L2 learners in this study were native Spanish speakers with a mean age of first exposure to English of 10 years, mean age of first arrival in an English-speaking country of 24 years, and an average of 8 years living in an English-speaking country. Most participants reported that, although they had childhood exposure to English, typically through school and/or television, they did not feel they had achieved any significant level of fluency until moving to an English-speaking country in adulthood. We measured vocabulary and grammatical proficiency in both native and late learners of English, using the TOAL-3. This is a standardized test battery that assesses both grammar and vocabulary skills, has norms up to age of 24, does not typically show ceiling effects even among English L1 speakers, and has been used in previous ERP studies of language (Pakulak & Neville, 2010; Weber-Fox et al., 2003). We used a paradigm involving lexical semantic violations (e.g., The Irishman sipped Todd'sthunderat the party), which typically elicit an N400 relative to well-formed control sentences. The N400 is thought to reflect aspects of lexical access and the postlexical integration of word meanings into episodic memory (Lau, Phillips, & Poeppel, 2008; Kutas & Federmeier, 2000).
We predicted that learner status (native or late) and proficiency would have separable effects on ERPs. Specifically, following previous studies, we predicted that the latency and amplitude of the N400 elicited by semantic anomalies would be later and smaller, respectively, in late learners. However, we further predicted, on the basis of Moreno and Kutas' (2005) data, that the differences in latency and possibly in amplitude would largely be accounted for by proficiency, controlling for L1/L2 learner status. Thus, we predicted that a similar relationship between proficiency and N400 latency and amplitude would be found for L1 and L2 learners of English. To the extent that this prediction did not hold, and group differences were observed once proficiency had been accounted for in the model, we would attribute such group differences as likely stemming from an effect of late L2 acquisition independent of proficiency.
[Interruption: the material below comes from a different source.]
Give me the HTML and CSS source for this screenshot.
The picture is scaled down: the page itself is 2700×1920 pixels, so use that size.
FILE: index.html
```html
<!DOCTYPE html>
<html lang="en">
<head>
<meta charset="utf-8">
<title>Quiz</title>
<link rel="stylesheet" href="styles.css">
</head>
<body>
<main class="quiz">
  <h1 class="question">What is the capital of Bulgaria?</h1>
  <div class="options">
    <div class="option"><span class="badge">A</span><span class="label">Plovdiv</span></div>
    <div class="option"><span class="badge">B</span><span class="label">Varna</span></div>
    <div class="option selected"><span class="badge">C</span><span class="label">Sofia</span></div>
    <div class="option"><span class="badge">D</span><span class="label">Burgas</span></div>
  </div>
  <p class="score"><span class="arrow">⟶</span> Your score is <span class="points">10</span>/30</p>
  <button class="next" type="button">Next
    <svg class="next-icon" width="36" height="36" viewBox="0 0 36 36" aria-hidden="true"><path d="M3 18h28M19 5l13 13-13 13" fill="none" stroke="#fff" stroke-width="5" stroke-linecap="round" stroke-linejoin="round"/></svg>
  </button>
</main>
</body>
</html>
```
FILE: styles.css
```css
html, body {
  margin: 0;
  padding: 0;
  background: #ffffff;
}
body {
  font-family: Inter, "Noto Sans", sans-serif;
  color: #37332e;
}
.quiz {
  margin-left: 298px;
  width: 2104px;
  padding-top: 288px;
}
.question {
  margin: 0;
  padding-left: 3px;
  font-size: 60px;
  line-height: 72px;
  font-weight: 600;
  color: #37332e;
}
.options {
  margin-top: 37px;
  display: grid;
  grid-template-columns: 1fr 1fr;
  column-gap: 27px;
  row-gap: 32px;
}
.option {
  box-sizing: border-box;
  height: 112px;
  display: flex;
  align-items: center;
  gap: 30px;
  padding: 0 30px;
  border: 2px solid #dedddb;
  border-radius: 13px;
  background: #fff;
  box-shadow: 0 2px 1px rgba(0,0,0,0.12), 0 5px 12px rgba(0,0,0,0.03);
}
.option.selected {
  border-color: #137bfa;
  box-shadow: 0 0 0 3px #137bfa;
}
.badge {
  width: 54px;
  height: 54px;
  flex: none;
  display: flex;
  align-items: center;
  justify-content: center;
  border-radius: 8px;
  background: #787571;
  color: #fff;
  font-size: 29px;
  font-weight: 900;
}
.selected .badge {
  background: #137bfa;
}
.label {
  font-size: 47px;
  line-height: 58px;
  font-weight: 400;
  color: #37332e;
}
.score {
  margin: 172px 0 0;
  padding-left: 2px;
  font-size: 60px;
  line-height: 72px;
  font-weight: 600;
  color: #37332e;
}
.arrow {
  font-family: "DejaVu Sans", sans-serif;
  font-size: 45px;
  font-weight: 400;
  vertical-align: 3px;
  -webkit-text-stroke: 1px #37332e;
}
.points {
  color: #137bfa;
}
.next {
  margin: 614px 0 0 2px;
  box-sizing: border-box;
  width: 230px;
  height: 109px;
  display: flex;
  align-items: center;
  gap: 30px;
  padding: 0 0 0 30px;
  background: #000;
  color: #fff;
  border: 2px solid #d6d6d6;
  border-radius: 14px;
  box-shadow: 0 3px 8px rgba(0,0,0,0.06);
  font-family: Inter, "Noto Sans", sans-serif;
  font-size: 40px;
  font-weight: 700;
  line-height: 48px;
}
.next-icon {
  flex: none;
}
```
An additional possibility was that while proficiency might modulate one or more properties of the N400 in both groups, it might do so in different ways between groups. Such an interaction could be interpreted as evidence that, although proficiency modulates lexical processing, it does so in different ways, depending on whether the language is acquired from birth or in early adulthood as an L2.
METHODS
Participants
Nineteen native English speakers (mean age = 23.3 years, SD = 7.1 years, range = 18–51 years; mean years of education = 14.4 years, SD = 1.7 years) and 19 native Spanish speakers (mean age = 34 years, SD = 6.6 years, range = 21–46 years; mean years of education = 17.9 years, SD = 3.0 years) took part in this study. The L2 learners were thus older, R = 0.33, F(1, 33) = 17.5, p = .0002, and had more years of education, R = 0.31, F(1, 33) = 16.6, p = .0003. These differences in age and education level were taken into account in the analyses as described below. All participants were men, right-handed, and without any reported neurological or psychiatric pathology. Native Spanish speakers' mean age of first exposure to English was 9.6 years (SD = 9.6 years; from 0 to 24 years). First exposure was typically in school, taught by a nonnative English speaker, with 1–6 hr/week of formal instruction. The mean age at which native Spanish speakers moved to an English-speaking country where they were immersed in English was 24.2 years (SD = 6.9 years, range = 18–40 years) and the average length of time they had lived in an English-speaking country was 8.1 years (SD = 5.2 years, range = 1–19 years). All but 3 of the native English speakers reported some knowledge of at least one other language. Participants were paid $20 for their participation. Study procedures were reviewed by the Georgetown University Institutional Review Board.
Materials
The target stimuli for this experiment consisted 64 simple declarative English sentences. Two versions of each sentence were created, one that was semantically acceptable (e.g., The Irishman sipped Todd's whiskey at the party) and the other in which the direct object of the verb was replaced with a noun, matched in lexical frequency, that did not make contextual sense (e.g., The Irishman sipped Todd's thunder at the party). Stimuli were counterbalanced across participants, such that each participant saw only the control or the anomalous version of a given sentence. An additional 192 sentences were used, including 32 sentences each with violations of regular past tense morphology, irregular past tense morphology, and syntactic phrase structure. The remaining sentences were grammatically and semantically acceptable. The complete set of stimuli are available in Newman, Ullman, Pancheva, Waligura, and Neville (2007). Because the present article is focused on the relationship between language proficiency and lexical semantic processing, the results of the grammatical violations will not be discussed here.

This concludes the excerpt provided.